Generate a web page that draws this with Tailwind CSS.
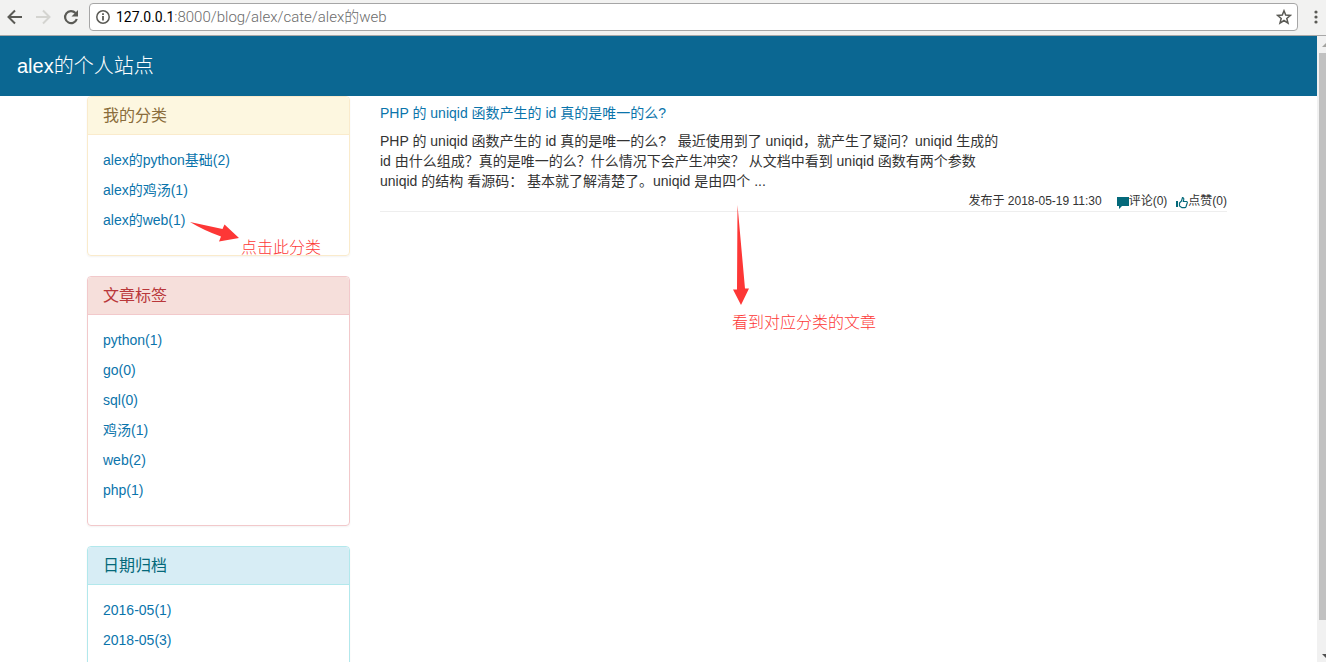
<!DOCTYPE html>
<html lang="zh-CN">
<head>
<meta charset="utf-8">
<title>alex的个人站点</title>
<script src="https://cdn.jsdelivr.net/npm/@tailwindcss/browser@4"></script>
</head>
<body class="flex h-screen flex-col overflow-hidden bg-white font-['Liberation_Sans','Noto_Sans_CJK_SC',sans-serif] text-sm/5 text-[#333]">

<!-- Browser toolbar -->
<div class="flex h-9 shrink-0 items-center border-b border-[#a8a8a8] bg-[#f2f2f1] pb-0.5">
  <button type="button" aria-label="后退" class="ml-1.5 shrink-0">
    <svg class="block size-[18px]" viewBox="0 0 18 18" fill="none" stroke="#5a5a55" stroke-width="2"><path d="M16 9H3M9 2.500 2.500 9 9 15.500"/></svg>
  </button>
  <button type="button" aria-label="前进" class="ml-2.5 shrink-0">
    <svg class="block size-[18px]" viewBox="0 0 18 18" fill="none" stroke="#d4d4d0" stroke-width="2"><path d="M2 9h13M9 2.500 15.500 9 9 15.500"/></svg>
  </button>
  <button type="button" aria-label="重新加载" class="ml-2.5 shrink-0">
    <svg class="block size-[18px]" viewBox="0 0 18 18" fill="none"><path d="M14.800 11A6 6 0 1 1 13.500 5" stroke="#5a5a55" stroke-width="2.200"/><path d="M16 2v6.500H9.500z" fill="#5a5a55"/></svg>
  </button>
  <div class="ml-[9px] flex h-7 min-w-0 flex-1 items-center rounded-sm border border-[#a6a6a6] bg-white pr-[5px] pl-1.5">
    <svg class="size-3.5 shrink-0" viewBox="0 0 14 14" fill="none" stroke="#5a5a55"><circle cx="7" cy="7" r="6.200" stroke-width="1.500"/><path d="M7 6v4.500M7 3.200v1.700" stroke-width="1.800"/></svg>
    <label for="url" class="ml-1.5 font-['Roboto','Noto_Sans_CJK_SC',sans-serif] text-sm/5 text-black">127.0.0.1</label>
    <input id="url" type="text" value=":8000/blog/alex/cate/alex的web" class="h-5 min-w-0 flex-1 bg-transparent font-['Roboto','Noto_Sans_CJK_SC',sans-serif] text-[15px]/5 font-light text-[#6b6b6b] outline-none">
    <button type="button" aria-label="收藏" class="shrink-0">
      <svg class="block size-4" viewBox="0 0 16 16" fill="none" stroke="#5a5a55" stroke-width="1.500"><path d="m8 1.800 1.700 4.300 4.700.3-3.600 3 1.200 4.700L8 11.500l-4 2.600 1.200-4.700-3.600-3 4.700-.3z"/></svg>
    </button>
  </div>
  <button type="button" aria-label="菜单" class="ml-4 mr-2 shrink-0">
    <svg class="block h-4 w-1" viewBox="0 0 4 16" fill="#5a5a55"><circle cx="2" cy="3" r="1.600"/><circle cx="2" cy="8" r="1.600"/><circle cx="2" cy="13" r="1.600"/></svg>
  </button>
</div>

<div class="flex min-h-0 flex-1">
  <div class="min-w-0 flex-1 overflow-hidden">
    <header class="flex h-15 items-center bg-[#0b6792] px-[17px] text-xl font-light text-white">
      <h1>alex的个人站点</h1>
    </header>

    <div class="relative pr-[3px]">
      <div class="mx-auto flex max-w-[1140px] gap-[30px]">
        <aside class="flex w-[263px] shrink-0 flex-col gap-5">
          <section class="rounded border border-[#faebcc] shadow-xs">
            <h2 class="rounded-t border-b border-[#faebcc] bg-[#fdf7e0] px-[15px] pt-[9px] pb-2 text-base/5 text-[#8a6d3b]">我的分类</h2>
            <ul class="flex flex-col gap-2.5 px-[15px] pt-[15px] pb-[25px] text-[#0a74ab]">
              <li><a href="#">alex的python基础(2)</a></li>
              <li><a href="#">alex的鸡汤(1)</a></li>
              <li><a href="#">alex的web(1)</a></li>
            </ul>
          </section>
          <section class="rounded border border-[#f2c9cb] shadow-xs">
            <h2 class="rounded-t border-b border-[#f2c9cb] bg-[#f6dfdb] px-[15px] pt-[9px] pb-2 text-base/5 text-[#b9373a]">文章标签</h2>
            <ul class="flex flex-col gap-2.5 px-[15px] pt-[15px] pb-[25px] text-[#0a74ab]">
              <li><a href="#">python(1)</a></li>
              <li><a href="#">go(0)</a></li>
              <li><a href="#">sql(0)</a></li>
              <li><a href="#">鸡汤(1)</a></li>
              <li><a href="#">web(2)</a></li>
              <li><a href="#">php(1)</a></li>
            </ul>
          </section>
          <section class="rounded border border-[#b2e8ec] shadow-xs">
            <h2 class="rounded-t border-b border-[#b2e8ec] bg-[#d7edf5] px-[15px] pt-[9px] pb-2 text-base/5 text-[#04697a]">日期归档</h2>
            <ul class="flex flex-col gap-2.5 px-[15px] pt-[15px] pb-[25px] text-[#0a74ab]">
              <li><a href="#">2016-05(1)</a></li>
              <li><a href="#">2018-05(3)</a></li>
            </ul>
          </section>
        </aside>

        <main class="min-w-0 flex-1 pt-[7px]">
          <article class="flex flex-col border-b border-[#eee]">
            <h3 class="text-[#0a74ab]"><a href="#">PHP 的 uniqid 函数产生的 id 真的是唯一的么?</a></h3>
            <p class="mt-2 whitespace-pre">PHP 的 uniqid 函数产生的 id 真的是唯一的么?   最近使用到了 uniqid，就产生了疑问？uniqid 生成的<br>id 由什么组成？真的是唯一的么？什么情况下会产生冲突？ 从文档中看到 uniqid 函数有两个参数<br>uniqid 的结构 看源码： 基本就了解清楚了。uniqid 是由四个 ...</p>
            <div class="flex items-center justify-end text-xs/5">
              <span>发布于 2018-05-19 11:30</span>
              <a href="#" class="ml-[15px] flex items-center"><svg class="mt-1 size-3" viewBox="0 0 12 12" fill="#04697a"><path d="M0 0h12v9H5l-3 3V9H0z"/></svg>评论(0)</a>
              <a href="#" class="ml-[9px] flex items-center"><svg class="mt-1 size-3" viewBox="0 0 12 12" fill="none"><path d="M0 4h2v6H0z" fill="#04697a"/><path d="M3.500 6 5.500 4 6.500.700q1.500 0 1.200 2L7.300 4.500h3.200q1 .2.800 1.200L10 9.700q-.4 1-1.200 1H6L3.500 9z" stroke="#04697a" stroke-width="1.200"/></svg>点赞(0)</a>
            </div>
          </article>
        </main>
      </div>

      <!-- Annotations over the page -->
      <svg class="absolute top-[125px] left-[189px] h-[22px] w-[51px]" viewBox="0 0 51 22" fill="#fd3736"><path d="M1 1 33.500 8 35.500 3.500 50 17 30 20.500 32 15.500Q15 9.500 1 1z"/></svg>
      <p class="absolute top-[142px] left-[241px] text-base/5 font-light text-[#fd3736]">点击此分类</p>
      <svg class="absolute top-[109px] left-[732px] h-[100px] w-[18px]" viewBox="0 0 18 100" fill="#fd3736"><path d="M5.500 0 13 83.500h4L9 100 1 84.500h4z"/></svg>
      <p class="absolute top-[217px] left-[732px] text-base/5 font-light text-[#fd3736]">看到对应分类的文章</p>
    </div>
  </div>

  <!-- Scrollbar -->
  <div class="flex w-[9px] shrink-0 flex-col bg-[#f1f1f1] pl-0.5" aria-hidden="true">
    <svg class="h-[17px] w-[7px] shrink-0" viewBox="0 0 7 17" fill="#a3a3a0"><path d="M3 11 7 7v4z"/></svg>
    <div class="flex-1 bg-[#c1c1c1]"></div>
    <svg class="h-[42px] w-[7px] shrink-0" viewBox="0 0 7 42" fill="#505050"><path d="M3 34h4v4z"/></svg>
  </div>
</div>
</body>
</html>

################

Task details =
Examine the listing and say how many of its lines contain the string "page". Give the number alone.

Correct answer =
2